C pointer to array well-defined behavior

Question

Is the return value of this function well defined by the C standard?

int foo()
{
    char buff[128];
    // This is the important line:
    if ((void*)buff == (void*)(&buff))
        return 1;
    else
        return 0;
}

What is the result of foo? On gcc and clang, it will always be 1, but I do not think that this is guaranteed by the standard.

Answer 1

Are they [buff and &buff] guaranteed to have the same value or is that something that just happens with gcc and clang? I ask because I don't think &buff is "the address of the start of the array," but the address of the variable buff.

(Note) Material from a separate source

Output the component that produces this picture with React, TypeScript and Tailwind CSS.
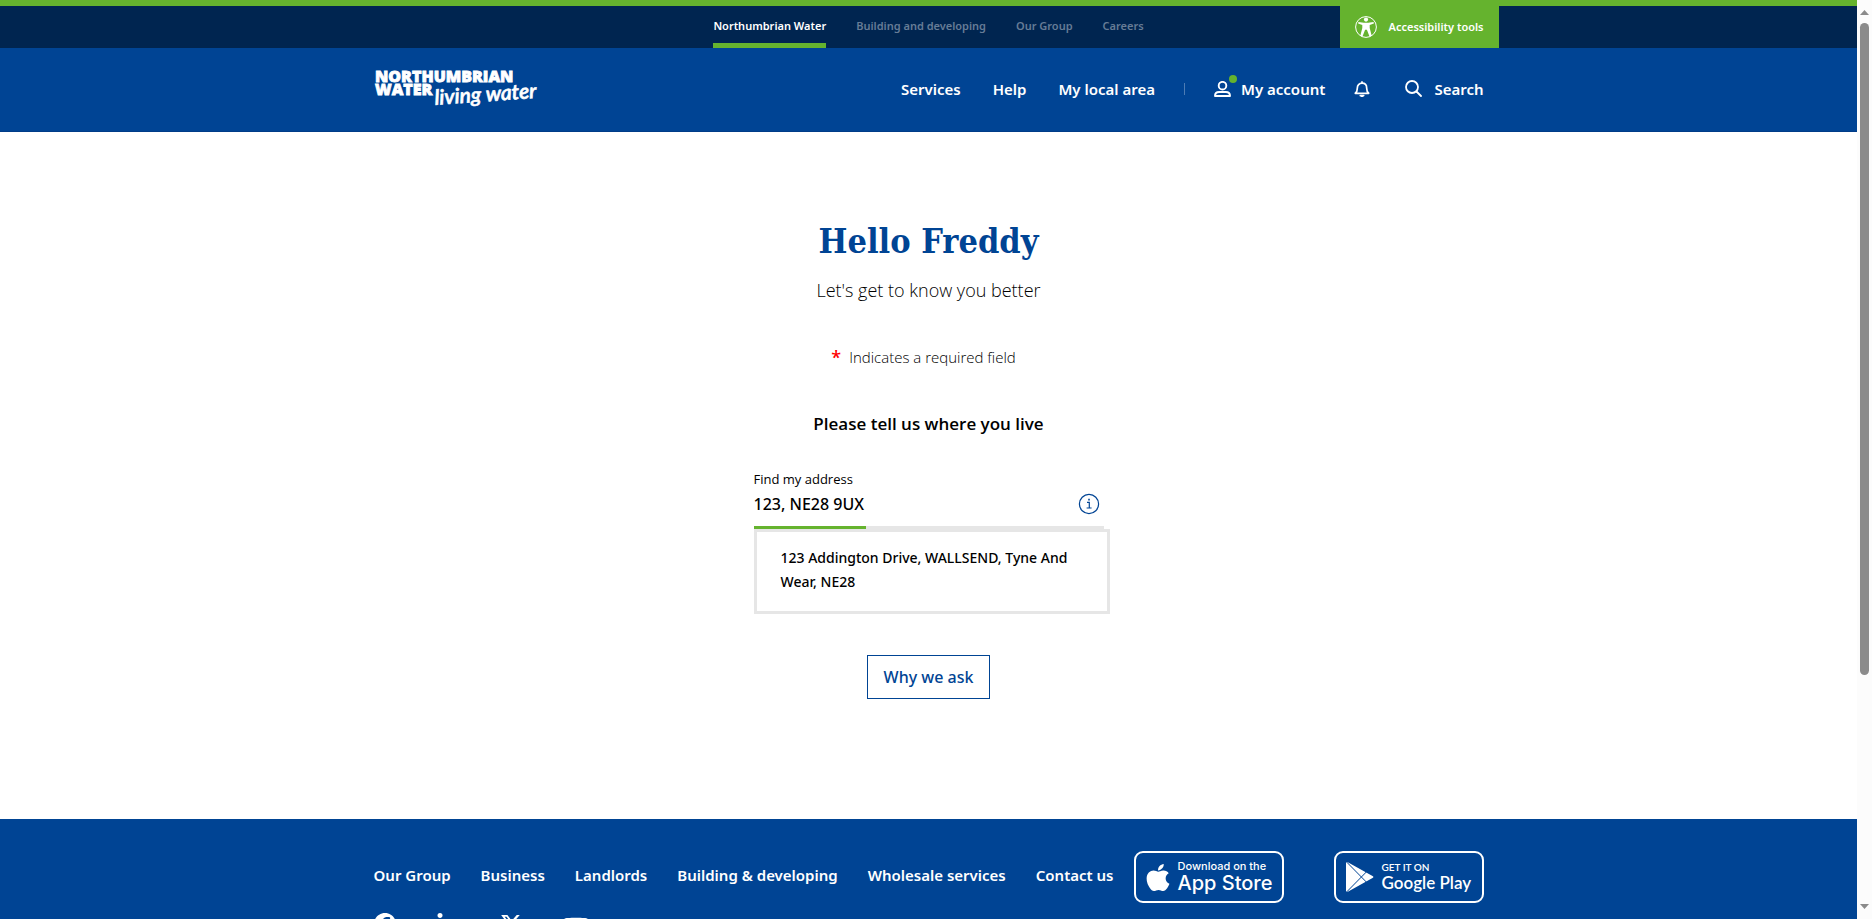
import { useState } from "react";
import type { ReactNode } from "react";
import { FaApple, FaFacebook, FaLinkedinIn, FaXTwitter, FaYoutube } from "react-icons/fa6";

const siteLinks = [
  { label: "Northumbrian Water", active: true },
  { label: "Building and developing", active: false },
  { label: "Our Group", active: false },
  { label: "Careers", active: false },
];

const mainLinks = ["Services", "Help", "My local area"];

const footerLinks = [
  "Our Group",
  "Business",
  "Landlords",
  "Building & developing",
  "Wholesale services",
  "Contact us",
];

function AccessibilityIcon() {
  return (
    <svg viewBox="0 0 22 22" className="size-[22px] shrink-0" aria-hidden="true">
      <circle cx="11" cy="11" r="10.4" fill="none" stroke="white" strokeWidth="1" />
      <circle cx="11" cy="3.6" r="2.1" fill="white" />
      <path
        d="M3.4 5.900 8.800 6.700h4.400l5.400-.8.3 1.700-4.200 1.400v3.100l2 7.700-2.200.6-2.600-6.600h-1.800l-2.600 6.600-2.200-.6 2-7.700V9L3.100 7.600z"
        fill="white"
      />
    </svg>
  );
}

function UserIcon() {
  return (
    <svg viewBox="0 0 17 16" className="h-4 w-[17px]" fill="none" stroke="white" strokeWidth="1.9" strokeLinejoin="round" aria-hidden="true">
      <circle cx="8.5" cy="4.7" r="3.8" />
      <path d="M1 15.050c0-2.600 1.900-4 4.100-4h6.800c2.200 0 4.100 1.400 4.100 4z" />
    </svg>
  );
}

function BellIcon() {
  return (
    <svg viewBox="0 0 16 16" className="size-4" fill="none" stroke="white" strokeWidth="1.7" strokeLinejoin="round" strokeLinecap="round" aria-hidden="true">
      <path d="M1.300 12.300c1.700-1.300 2-2.600 2-5.100 0-3 1.900-5 4.700-5s4.700 2 4.700 5c0 2.500.3 3.800 2 5.100z" />
      <path d="M8 .9v1" />
      <path d="M6.300 14.600h3.400l-1.700.8z" fill="white" />
    </svg>
  );
}

function SearchIcon() {
  return (
    <svg viewBox="0 0 17 17" className="size-[17px]" fill="none" stroke="white" strokeWidth="1.8" strokeLinecap="round" aria-hidden="true">
      <circle cx="7" cy="7" r="6" />
      <path d="M11.500 11.500 16 16" />
    </svg>
  );
}

function InfoIcon() {
  return (
    <svg viewBox="0 0 22 22" className="size-[22px]" fill="none" stroke="#004494" strokeWidth="1.2" aria-hidden="true">
      <circle cx="11" cy="11" r="9.6" />
      <path d="M9 9.400h2.300v5.600M8.600 15h5" />
      <path d="M10.200 6.700h1.600" strokeWidth="1.7" />
    </svg>
  );
}

function PlayIcon() {
  return (
    <svg viewBox="0 0 28 30" className="h-[30px] w-7" aria-hidden="true">
      <path d="M0 1.200C0 .2.900-.2 1.800.3L26.500 13.900c1.200.7 1.200 1.600 0 2.200L1.800 29.700C.9 30.200 0 29.800 0 28.800z" fill="white" />
      <path d="M.6 0 20.300 20M.6 30 20.300 10" stroke="#004494" strokeWidth="1" fill="none" />
    </svg>
  );
}

function Logo() {
  return (
    <svg viewBox="0 0 168 42" className="h-[42px] w-[168px] overflow-visible" role="img" aria-label="Northumbrian Water living water">
      <g fill="white" stroke="white">
        <text x="1" y="13" fontFamily="Open Sans, sans-serif" fontWeight="800" fontSize="16" strokeWidth="0.8">
          NORTHUMBRIAN
        </text>
        <text x="1" y="26" fontFamily="Open Sans, sans-serif" fontWeight="800" fontSize="16" strokeWidth="0.8">
          WATER
        </text>
        <text x="61" y="36" fontFamily="Lato, sans-serif" fontStyle="italic" fontWeight="600" fontSize="21" strokeWidth="0.6" transform="rotate(-4 61 36)">
          living water
        </text>
      </g>
    </svg>
  );
}

function Badge({ icon, children }: { icon: ReactNode; children: ReactNode }) {
  return (
    <a href="#" className="flex h-[52px] w-[150px] items-center gap-2 rounded-[9px] border-2 border-white pl-[10px] text-white">
      {icon}
      <span className="flex flex-col whitespace-nowrap">{children}</span>
    </a>
  );
}

function Header() {
  return (
    <header className="border-t-[6px] border-[#65b32e] font-['Noto_Sans',sans-serif] font-semibold text-white">
      <div className="bg-[#002550]">
        <div className="mx-auto grid h-[42px] max-w-[1140px] grid-cols-[1fr_auto_1fr] text-[11px] leading-4">
          <nav aria-label="Sites" className="col-start-2 flex gap-[30px]">
            {siteLinks.map((link) => (
              <a
                key={link.label}
                href="#"
                className={
                  link.active
                    ? "flex items-center border-t-[3px] border-b-[5px] border-t-transparent border-b-[#65b32e]"
                    : "flex items-center border-t-[3px] border-b-[5px] border-transparent text-[#667c96]"
                }
              >
                {link.label}
              </a>
            ))}
          </nav>
          <button type="button" className="flex items-center gap-3 justify-self-end bg-[#65b32e] px-[15px]">
            <AccessibilityIcon />
            Accessibility tools
          </button>
        </div>
      </div>
      <div className="border-b border-[#003c88] bg-[#004494]">
        <div className="mx-auto flex h-[83px] max-w-[1140px] items-center justify-between px-[15px] text-[15px] leading-6">
          <a href="#">
            <Logo />
          </a>
          <div className="flex items-center pb-[2px]">
            <nav aria-label="Main" className="flex gap-8">
              {mainLinks.map((label) => (
                <a key={label} href="#">
                  {label}
                </a>
              ))}
            </nav>
            <span className="mx-[29px] h-3 w-px bg-[#4d7cb4]" />
            <a href="#" className="flex items-center gap-[10px]">
              <span className="relative">
                <UserIcon />
                <span className="absolute -top-1.5 -right-1.5 size-2 rounded-full bg-[#65b32e]" />
              </span>
              My account
            </a>
            <button type="button" aria-label="Notifications" className="mr-[35px] ml-[29px]">
              <BellIcon />
            </button>
            <button type="button" className="flex items-center gap-3">
              <SearchIcon />
              Search
            </button>
          </div>
        </div>
      </div>
    </header>
  );
}

function AddressForm() {
  const [address, setAddress] = useState("123, NE28 9UX");
  return (
    <main className="flex flex-col items-center bg-white pt-[89px] pb-[120px] text-black">
      <h1 className="font-['DejaVu_Serif_Condensed','DejaVu_Serif',serif] text-[34px] leading-10 font-bold text-[#004494]">Hello Freddy</h1>
      <p className="mt-[15px] text-[18px] leading-7 font-light">Let's get to know you better</p>
      <p className="mt-[41px] flex gap-2 pr-[10px] text-[15px] leading-6 font-light">
        <span className="text-[18px] font-semibold text-[#ff0000]">*</span>
        Indicates a required field
      </p>
      <h2 className="mt-[41px] text-[17px] leading-7 font-semibold">Please tell us where you live</h2>
      <form className="mt-[31px] w-[350px]" onSubmit={(event) => event.preventDefault()}>
        <label htmlFor="address" className="block text-[13px] leading-5">
          Find my address
        </label>
        <div className="mt-[3px] flex items-center justify-between pr-[4px] pb-[10px]">
          <input
            id="address"
            type="text"
            value={address}
            onChange={(event) => setAddress(event.target.value)}
            className="h-6 min-w-0 flex-1 font-['Noto_Sans',sans-serif] text-[16px] leading-6 font-medium outline-none"
          />
          <button type="button" aria-label="Address help">
            <InfoIcon />
          </button>
        </div>
        <div className="h-[3px] bg-[#e6e6e6]">
          <div className="h-[3px] w-28 bg-[#65b32e]" />
        </div>
        <ul aria-label="Matching addresses" className="w-[356px] border-[3px] border-[#e6e6e6] bg-white px-6 pt-[14px] pb-[17px]">
          <li>
            <button type="button" className="block text-left font-['Noto_Sans',sans-serif] text-[14px] leading-6 font-medium">
              123 Addington Drive, WALLSEND, Tyne And Wear, NE28
            </button>
          </li>
        </ul>
      </form>
      <button type="button" className="mt-[41px] h-11 border border-[#004494] px-4 font-['Noto_Sans',sans-serif] text-[16px] leading-6 font-medium text-[#004494]">
        Why we ask
      </button>
    </main>
  );
}

function Footer() {
  return (
    <footer className="flex-1 bg-[#004494] pt-8 pb-16 text-white">
      <div className="mx-auto max-w-[1140px] px-[15px]">
        <div className="flex items-center justify-between">
          <nav aria-label="Footer" className="flex gap-[30px] pb-1 font-['Noto_Sans',sans-serif] text-[15px] leading-6 font-semibold whitespace-nowrap">
            {footerLinks.map((label) => (
              <a key={label} href="#">
                {label}
              </a>
            ))}
          </nav>
          <div className="flex gap-[50px]">
            <Badge icon={<FaApple className="h-[31px] w-6 shrink-0" />}>
              <span className="font-['Inter',sans-serif] text-[11px] leading-3 font-medium">Download on the</span>
              <span className="font-['Inter',sans-serif] text-[20px] leading-[22px] font-medium">App Store</span>
            </Badge>
            <Badge icon={<PlayIcon />}>
              <span className="font-['Lato',sans-serif] text-[10px] leading-3 font-semibold">GET IT ON</span>
              <span className="font-['Lato',sans-serif] text-[17px] leading-5 font-semibold">Google Play</span>
            </Badge>
          </div>
        </div>
        <div className="mt-[10px] flex items-start gap-10">
          <a href="#" aria-label="Facebook">
            <FaFacebook className="size-[22px]" />
          </a>
          <a href="#" aria-label="LinkedIn">
            <FaLinkedinIn className="size-6" />
          </a>
          <a href="#" aria-label="X">
            <FaXTwitter className="size-[22px]" />
          </a>
          <a href="#" aria-label="YouTube">
            <FaYoutube className="size-7" />
          </a>
        </div>
      </div>
    </footer>
  );
}

function Scrollbar() {
  return (
    <div aria-hidden="true" className="flex w-[15px] shrink-0 flex-col items-center bg-[#fcfcfc] py-[10px]">
      <svg viewBox="0 0 9 5" className="h-[5px] w-[9px]">
        <path d="M4.500 0 9 5H0z" fill="#8b8b8b" />
      </svg>
      <div className="mt-2 flex w-[9px] flex-1 flex-col">
        <div className="h-[74%] rounded-full bg-[#8b8b8b]" />
      </div>
      <svg viewBox="0 0 9 5" className="h-[5px] w-[9px]">
        <path d="M0 0h9L4.500 5z" fill="#8b8b8b" />
      </svg>
    </div>
  );
}

export default function App() {
  return (
    <div className="flex h-screen overflow-hidden bg-white font-['Open_Sans',sans-serif]">
      <div className="flex min-w-0 flex-1 flex-col overflow-hidden">
        <Header />
        <AddressForm />
        <Footer />
      </div>
      <Scrollbar />
    </div>
  );
}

They are guaranteed to be the same value. In C arrays can be considered "special" in the sense that they're not pointers and the only time they're treated as such is when they're passed to a function and they decay to pointers.

For that reason:

buff == &buff && buff == &buff[0]

However buff and &buff are of two different types, where &buff is a pointer to the array (they still refer to the same spot!). You can use sizeof on the two to see this difference for yourself.

That is not the same for a pointer, which as you say will return the address of that actual pointer variable. An array also isn't a pointer to itself since in order for a pointer to point to itself, the address of that pointer would need to be stored in that pointer variable.

An array name is simply a label used by the compiler that corresponds to a contiguous block of memory. It has special properties, the above being one of them.